Mick Crane was not the most physical of forwards, but possessed an amazing array of passes, strolling casually round the pitch and slinging the ball around at impossible angles. Often the provider of tries for his team mates, Mick once surprised himself by dummying his way through an entire Salford defence at The Boulevard and getting his name on the score sheet. So exhausted was he by this spurt of activity that he jogged over to the cheering Threepenny Stand and asked a bloke leaning at the front barrier for a drag on his cig. Suitably refreshed by a lungful of Benny Henny, Mick strolled back and converted the try. The Jack Duckworth of Rugby League, Mick spent most of his off-field time donating money to sick animals, especially dogs and horses. Mick could often be found in various charitable establishments, tearing up little slips of paper and dragging furiously on an Embassy as his latest equine or canine interest stumbled dramatically at the final bend.
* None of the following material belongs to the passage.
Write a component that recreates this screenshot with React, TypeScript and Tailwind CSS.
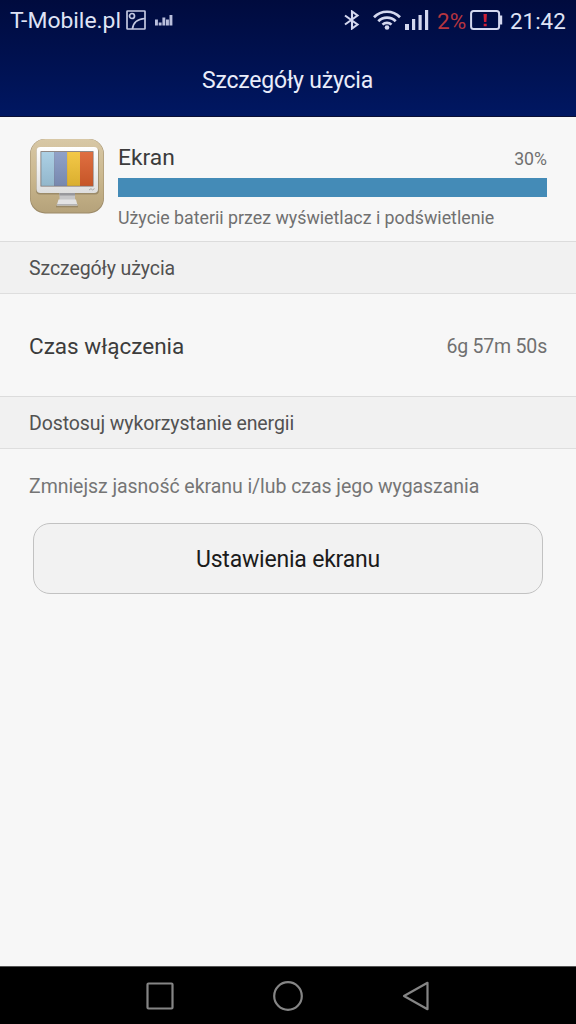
import type { ReactNode } from 'react';

const BARWY = ['#a3cbe2', '#8497c2', '#f2c234', '#dc5f2c'];

function SectionHeader({ children }: { children: ReactNode }) {
  return (
    <div className="h-[52px] shrink-0 border-t border-[#dcdcdc] bg-[#f1f1f1] pl-[29px] pt-[3px] flex items-center">
      <h2 className="text-[19.5px] leading-6 tracking-[-0.1px] text-[#525252]">{children}</h2>
    </div>
  );
}

function StatusBar() {
  return (
    <div className="flex h-10 items-center pl-[10px] pr-[9px] text-[22px] leading-10 text-[#dfe3f5]">
      <span className="w-[112px] pt-[2px] text-[22.9px] whitespace-nowrap">T-Mobile.pl</span>
      <svg className="ml-1 shrink-0" width="20" height="20" viewBox="0 0 20 20" fill="none" stroke="#c3c8e0" strokeWidth="1.7">
        <rect x="1" y="1" width="18" height="18" rx="0.5" />
        <circle cx="6" cy="6" r="2.5" />
        <path d="M6.500 19c.5-6 5-10 12.500-10.500" />
      </svg>
      <svg className="ml-[9px] shrink-0" width="18" height="12" viewBox="0 0 18 12" fill="#b9bfdc">
        <path d="M0 5.500h2.900v6H0zM3.700 8.500h2.900v3H3.700zM7.400 3.500h2.900v8H7.400zM11 5.500h2.900v6H11zM14.500 1h2.900v10.500h-2.900z" />
      </svg>
      <div className="ml-auto flex shrink-0 items-center">
        <svg width="16" height="20" viewBox="0 0 16 20" fill="none" stroke="#d4d8ef" strokeWidth="2.100">
          <path d="M1 5.500l12.500 9L8 18.500v-17l5.500 4-12.500 9" />
        </svg>
        <svg className="ml-[13px]" width="28" height="20" viewBox="0 0 28 20" fill="none" stroke="#d4d8ef" strokeWidth="2.700">
          <path d="M1 7.300a18 18 0 0 1 26 0M5.300 11.200a12.200 12.200 0 0 1 17.400 0M9.500 14.600a6.500 6.500 0 0 1 9 0" />
          <circle cx="14" cy="17.500" r="2.300" fill="#d4d8ef" stroke="none" />
        </svg>
        <svg className="ml-1" width="24" height="20" viewBox="0 0 24 20" fill="#d4d8ef">
          <path d="M0 14h4v6H0zM7 9h3.200v11H7zM13.500 5h3.200v15h-3.200zM20 0h3.200v20H20z" />
        </svg>
        <span className="ml-[8px] w-[30px] pt-[2px] text-[22.5px] whitespace-nowrap text-[#b5353f]">2%</span>
        <svg className="ml-[3px]" width="33" height="20" viewBox="0 0 33 20" fill="none">
          <rect x="1.100" y="1.100" width="28" height="17.800" rx="2.500" stroke="#d4d8ef" strokeWidth="2" />
          <path d="M30 5.500h2.200v9H30z" fill="#d4d8ef" />
          <path d="M13.500 4h3.400l-.5 8h-2.400zM13.700 13.700h3v2.500h-3z" fill="#cf1f35" />
        </svg>
        <span className="ml-[7px] w-[57px] pt-[2px] text-[22.4px] whitespace-nowrap">21:42</span>
      </div>
    </div>
  );
}

function ScreenIcon() {
  return (
    <svg className="shrink-0" width="76" height="76" viewBox="0 0 76 76">
      <defs>
        <linearGradient id="sand" x1="0" y1="0" x2="0" y2="1">
          <stop offset="0" stopColor="#d8c8a6" />
          <stop offset="0.5" stopColor="#cbb88f" />
          <stop offset="1" stopColor="#b5a27a" />
        </linearGradient>
        <linearGradient id="shell" x1="0" y1="0" x2="0" y2="1">
          <stop offset="0" stopColor="#ffffff" />
          <stop offset="1" stopColor="#dedede" />
        </linearGradient>
        <linearGradient id="shade" x1="0" y1="0" x2="0" y2="1">
          <stop offset="0" stopColor="#fff" stopOpacity="0.1" />
          <stop offset="1" stopColor="#000" stopOpacity="0.1" />
        </linearGradient>
      </defs>
      <rect x="1" y="1" width="74" height="74.500" rx="15" fill="#9c8a68" />
      <rect x="1.500" y="1" width="73" height="73.500" rx="15" fill="url(#sand)" />
      <rect x="7" y="10" width="63" height="46.500" rx="4" fill="#77694e" opacity="0.5" />
      <rect x="7.500" y="9" width="61.500" height="46" rx="4" fill="url(#shell)" />
      <rect x="11.500" y="13.200" width="53" height="35.300" fill="#766b68" />
      {BARWY.map((kolor, i) => (
        <rect key={kolor} x={12.3 + i * 12.9} y="14" width="12.900" height="33.800" fill={kolor} />
      ))}
      <rect x="12.300" y="14" width="51.600" height="33.800" fill="url(#shade)" />
      <path d="M60 52l2-1.300 1.500 1.200 2-1.200" fill="none" stroke="#aaa" strokeWidth="1" />
      <path d="M27 67.500h22v1.800H27z" fill="#77694e" opacity="0.5" />
      <path d="M30.500 55h15.500v7H30.500z" fill="#c6c6c8" />
      <path d="M30.500 55h15.500v2.500H30.500z" fill="#98989c" />
      <path d="M29.500 61.500h17.500l1.500 6H27.700z" fill="#e3e3e4" />
      <path d="M27.700 66h20.800v1.500H27.700z" fill="#b4b4b6" />
    </svg>
  );
}

function NavBar() {
  return (
    <nav className="flex h-[58px] shrink-0 items-center justify-center gap-[98px] border-t border-[#555] bg-black">
      <svg width="30" height="30" viewBox="0 0 30 30" fill="none" stroke="#858585" strokeWidth="2.200">
        <rect x="2.500" y="2.500" width="25" height="25" rx="1" />
      </svg>
      <svg width="30" height="30" viewBox="0 0 30 30" fill="none" stroke="#858585" strokeWidth="2.200">
        <circle cx="15" cy="15" r="13.800" />
      </svg>
      <svg width="30" height="30" viewBox="0 0 30 30" fill="none" stroke="#858585" strokeWidth="2.200" strokeLinejoin="round">
        <path d="M26.500 1.800v26.400L3 15z" />
      </svg>
    </nav>
  );
}

export default function App() {
  return (
    <div className="flex h-screen w-full flex-col bg-[#f7f7f7] font-[Roboto,sans-serif]">
      <header className="h-[117px] shrink-0 border-b border-[#0a0f35] bg-linear-to-b from-[#000b3e] to-[#001762]">
        <StatusBar />
        <h1 className="pt-[25px] pr-px text-center text-[23px] leading-8 tracking-[-0.2px] text-[#e9ecfa]">Szczegóły użycia</h1>
      </header>

      <main className="flex flex-1 flex-col">
        <div className="flex h-[124px] shrink-0 gap-[13px] pl-[29px] pr-[29px] pt-[21px]">
          <ScreenIcon />
          <div className="flex-1">
            <div className="flex h-10 items-center justify-between">
              <span className="text-[22.800px] text-[#3c3c3c]">Ekran</span>
              <span className="pt-[3px] text-[17.700px] text-[#707070]">30%</span>
            </div>
            <div className="h-[19px] bg-[#448bb7]" />
            <p className="pt-[9px] text-[17.800px] leading-6 whitespace-nowrap text-[#707070]">
              Użycie baterii przez wyświetlacz i podświetlenie
            </p>
          </div>
        </div>

        <SectionHeader>Szczegóły użycia</SectionHeader>
        <div className="flex h-[103px] shrink-0 items-center justify-between border-t border-[#dedede] px-[29px] pt-[2px]">
          <span className="pt-px text-[22.500px] text-[#3c3c3c]">Czas włączenia</span>
          <span className="pt-[2px] text-[19.500px] tracking-[-0.200px] text-[#707070]">6g 57m 50s</span>
        </div>

        <SectionHeader>Dostosuj wykorzystanie energii</SectionHeader>
        <div className="border-t border-[#dedede] pt-[26px]">
          <p className="pl-[29px] text-[19.500px] leading-6 tracking-[-0.050px] whitespace-nowrap text-[#757575]">
            Zmniejsz jasność ekranu i/lub czas jego wygaszania
          </p>
          <button className="mx-[33px] mt-[24px] block h-[71px] w-[510px] rounded-[17px] border border-[#c2c2c2] bg-[#f2f2f2] pt-[3px] text-[23px] tracking-[-0.200px] text-[#1b1b1b]">
            Ustawienia ekranu
          </button>
        </div>
      </main>

      <NavBar />
    </div>
  );
}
The number 13 journey would have to go to the legendary Steve “Knocker” Norton.
If Knocker had been a car, he’d have been a bright red Ford Capri with yellow flames up the side and a horn that played the theme tune to Hawaii Five-O. He had a head like a badly dented watering can and hands like two knuckles of ham – but with the oval ball in his hands he was a beautiful force of nature. Defence splitting passes, a bewildering array of chips, kicks and punts, more slight of hand than Paul Daniels – it was like Knocker had the oval ball under a spell and he could make it swoop, swirl and slide around the pitch like a mud spattered magician.
And that’s the ultimate Eighties Rugby League Line Up – a head-spinning blend of flair, brutality and beer soaked charisma.
Rugby League may have become the sleek sanitised and media-friendly sport we see on our digi-screens today, but it’s beating heart will always be in a bucket of sand somewhere on a freezing mud-lake in Whitehaven in 1982.